Frank et April Wheelers dans les premiers temps encore d'avant la standardisation de leur existence
Les Wheelers ont fait l'apprentissage de bien des couples, toutes époques confondues : ils se sont adaptés au moule que la société leur tendait comme un aboutissement de tous les rêves ; ils ont laissé de côté leurs propres rêves. Contrairement à Kathleen Turner dans Virgin suicides et à Julianne Moore dans Far from heaven, April (Kate Winslet) reste parfaitement consciente de l'impasse dans laquelle son couple s'est fourvoyé. Et lors d'une scène émouvante, elle est capable d'analyser l'origine du malaise qui s'est instauré entre elle et Frank (Leonardo DiCaprio), capable de comprendre que la seule issue possible à cette impasse est la rebellion : fuir ce cocon d'ennui (cette mort blanche pire que tous les enfers), retrouver le contact avec ses aspirations originelles, retrouver le chemin de l'authenticité, redevenir soi-même...
Je n'avais jamais non plus vu un film américain qui aborde la folie sous un tel angle, à l'exception peut-être d'Une femme sous influence de John Casavaetes.

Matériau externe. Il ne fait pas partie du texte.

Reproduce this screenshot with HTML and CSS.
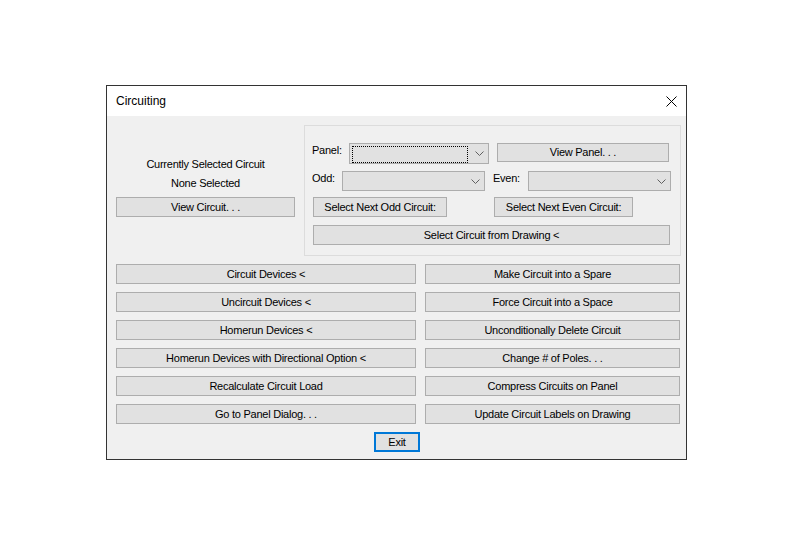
FILE: index.html
```html
<!DOCTYPE html>
<html>
<head>
<meta charset="utf-8">
<title>Circuiting</title>
<link rel="stylesheet" href="styles.css">
</head>
<body>
<div class="desktop">
  <div class="window">
    <div class="titlebar">
      <span class="title">Circuiting</span>
      <svg class="close" width="11" height="11" viewBox="0 0 11 11"><path d="M0.5 0.5 L10.5 10.5 M10.5 0.5 L0.5 10.5" stroke="#000" stroke-width="1" fill="none"/></svg>
    </div>
    <div class="content">
      <div class="top">
        <div class="current">
          <div class="line">Currently Selected Circuit</div>
          <div class="line">None Selected</div>
          <div class="btn view-circuit">View Circuit. . .</div>
        </div>
        <div class="group">
          <div class="row row1">
            <span class="lbl lbl-panel">Panel:</span>
            <div class="combo combo-panel">
              <span class="focus"></span>
              <svg class="chev" width="9" height="5" viewBox="0 0 9 5"><path d="M0.5 0.5 L4.5 4.5 L8.5 0.5" stroke="#606060" fill="none"/></svg>
            </div>
            <div class="btn view-panel">View Panel. . .</div>
          </div>
          <div class="row row2">
            <span class="lbl lbl-odd">Odd:</span>
            <div class="combo combo-odd">
              <svg class="chev" width="9" height="5" viewBox="0 0 9 5"><path d="M0.5 0.5 L4.5 4.5 L8.5 0.5" stroke="#606060" fill="none"/></svg>
            </div>
            <span class="lbl lbl-even">Even:</span>
            <div class="combo combo-even">
              <svg class="chev" width="9" height="5" viewBox="0 0 9 5"><path d="M0.5 0.5 L4.5 4.5 L8.5 0.5" stroke="#606060" fill="none"/></svg>
            </div>
          </div>
          <div class="row row3">
            <div class="btn next-odd">Select Next Odd Circuit:</div>
            <div class="btn next-even">Select Next Even Circuit:</div>
          </div>
          <div class="row row4">
            <div class="btn from-drawing">Select Circuit from Drawing &lt;</div>
          </div>
        </div>
      </div>
      <div class="actions">
        <div class="btn">Circuit Devices &lt;</div>
        <div class="btn">Make Circuit into a Spare</div>
        <div class="btn">Uncircuit Devices &lt;</div>
        <div class="btn">Force Circuit into a Space</div>
        <div class="btn">Homerun Devices &lt;</div>
        <div class="btn">Unconditionally Delete Circuit</div>
        <div class="btn">Homerun Devices with Directional Option &lt;</div>
        <div class="btn">Change # of Poles. . .</div>
        <div class="btn">Recalculate Circuit Load</div>
        <div class="btn">Compress Circuits on Panel</div>
        <div class="btn">Go to Panel Dialog. . .</div>
        <div class="btn">Update Circuit Labels on Drawing</div>
      </div>
      <div class="footer">
        <div class="btn exit">Exit</div>
      </div>
    </div>
  </div>
</div>
</body>
</html>
```
FILE: styles.css
```css
* { box-sizing: border-box; }
html, body { margin: 0; background: #ffffff; }
body {
  font-family: "Liberation Sans", Arial, sans-serif;
  font-size: 11px;
  letter-spacing: -0.25px;
  color: #000;
}
.desktop { padding: 85px 0 0 106px; }
.window {
  width: 581px;
  height: 375px;
  border: 1px solid #333333;
  background: #f0f0f0;
  display: flex;
  flex-direction: column;
}
.titlebar {
  flex: none;
  height: 30px;
  background: #ffffff;
  display: flex;
  align-items: center;
  justify-content: space-between;
  padding: 0 9px 0 9px;
}
.title {
  font-size: 12px;
  letter-spacing: 0;
}
.close { display: block; }
.content {
  flex: 1;
  padding: 9px 6px 7px 9px;
  display: flex;
  flex-direction: column;
}
.top {
  display: flex;
  gap: 9px;
  height: 131px;
}
.current {
  width: 179px;
  flex: none;
  padding-top: 30px;
  text-align: center;
}
.line { line-height: 19px; height: 19px; }
.btn {
  height: 20px;
  line-height: 18px;
  border: 1px solid #adadad;
  background: #e1e1e1;
  text-align: center;
  white-space: nowrap;
}
.view-circuit { margin-top: 4px; }
.group {
  flex: none;
  width: 377px;
  height: 131px;
  border: 1px solid #dcdcdc;
  padding: 17px 0 0 7px;
}
.row { display: flex; align-items: flex-start; }
.lbl { line-height: 14px; flex: none; }
.row1 { height: 21px; }
.row2 { height: 21px; margin-top: 7px; }
.row3 { margin-top: 5px; padding-left: 1px; }
.row4 { margin-top: 8px; padding-left: 1px; }
.lbl-panel { width: 37px; padding-top: 0; }
.lbl-odd { width: 30px; padding-top: 0; }
.lbl-even { width: 35px; padding-top: 0; margin-left: 8px; }
.combo {
  flex: none;
  height: 21px;
  border: 1px solid #adadad;
  background: #e1e1e1;
  display: flex;
  align-items: center;
  justify-content: flex-end;
  padding: 0 4px 0 2px;
}
.combo-panel { width: 140px; }
.combo-odd { width: 143px; height: 20px; }
.combo-even { width: 143px; height: 20px; }
.focus {
  width: 116px;
  height: 17px;
  border: 1px dotted #000;
  margin-right: auto;
  margin-top: 1px;
}
.chev { display: block; flex: none; }
.view-panel { width: 172px; margin-left: 8px; height: 19px; line-height: 17px; }
.next-odd { width: 134px; }
.next-even { width: 139px; margin-left: 47px; }
.from-drawing { width: 357px; }
.actions {
  margin-top: 8px;
  display: grid;
  grid-template-columns: 300px 255px;
  column-gap: 9px;
  row-gap: 8px;
}
.footer {
  margin-top: 8px;
  display: flex;
  justify-content: center;
  padding-right: 3px;
}
.exit {
  width: 46px;
  border: 2px solid #0078d7;
  line-height: 16px;
  padding-left: 1px;
}
```
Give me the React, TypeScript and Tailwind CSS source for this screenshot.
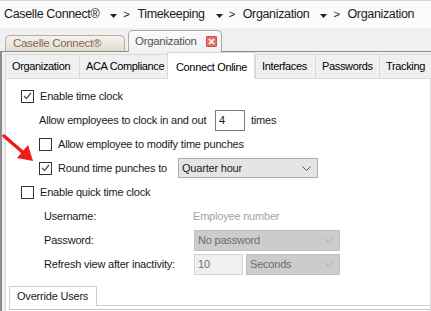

Il est un personnage du film qui révèle ce qui guette les rebelles, les réfractaires à cet american way of life : John Givings (Michael Shannon). D'emblée, John est présenté comme le malade de l'histoire, qu'un traitement médical espère faire rentrer dans les pénates du conformisme. Il est celui qui ne sait pas aborder les êtres sans enfreindre les codes de la bienséance. Quand il fait la connaissance des Wheelers, il débusque en eux les pièges que jalonne leur emménagement dans le quartier. Il pose des questions indélicates qui ignorent le respect de la vie privée; il exprime des jugements sans appel qui ne laissent place à aucune répartie. Pourquoi s'abaisserait-on à accorder le moindre intérêt à ce que dit un malade mental ? C'est ce que montre sa mère (admirable Cathy Bates) qui détourne maladroitement la conversation quand celle-ci, à cause de son fils, prend une tournure indécente. Il se dégage une violence inouïe dans le fait qu'Helen Givings se tourne vers la fenêtre, donc tourne le dos à son fils, pour fuir les vérités insoutenables qu'il assène au jeune couple. Quand celui-ci raille le mode de vie des Wheelers et la standardisation du métier de Frank, Helen préfère, en guise d'échappatoire, attirer son attention vers le beau soleil qui baigne le jardin dehors. Tout est dit du malaise de cette société qui a élevé l'hypocrisie au rang du conformisme le plus minable, stigmatisant les tabous, les peurs, les lâchetés. Dans le rôle de John Givings, Michael Shannon trouve la juste distance entre l'agressivité et la fragilité, la naîveté et la clairvoyance. John est celui qui sait parce qu'il a traversé l'enfer de tout un chacun et a eu le courage de dire non à ce mode de vie qu'on lui impose ; c'est donc le malade mental dont les propos ne méritent pas qu'on s'y attarde. En connaissez-vous beaucoup, des films américains, qui traitent avec une telle maturité et une telle honnêteté le rapport entre la folie et la normalité, le rêve et le renoncement ? Pour ces raisons, Les noces rebelles est une oeuvre importante de salubrité publique. Souhaitons-lui de trouver échos en chaque spectateur dans l'espoir que ce dernier y puise l'élan d'une réflexion sur soi et sur le sens qu'il est prêt à donner à son existence.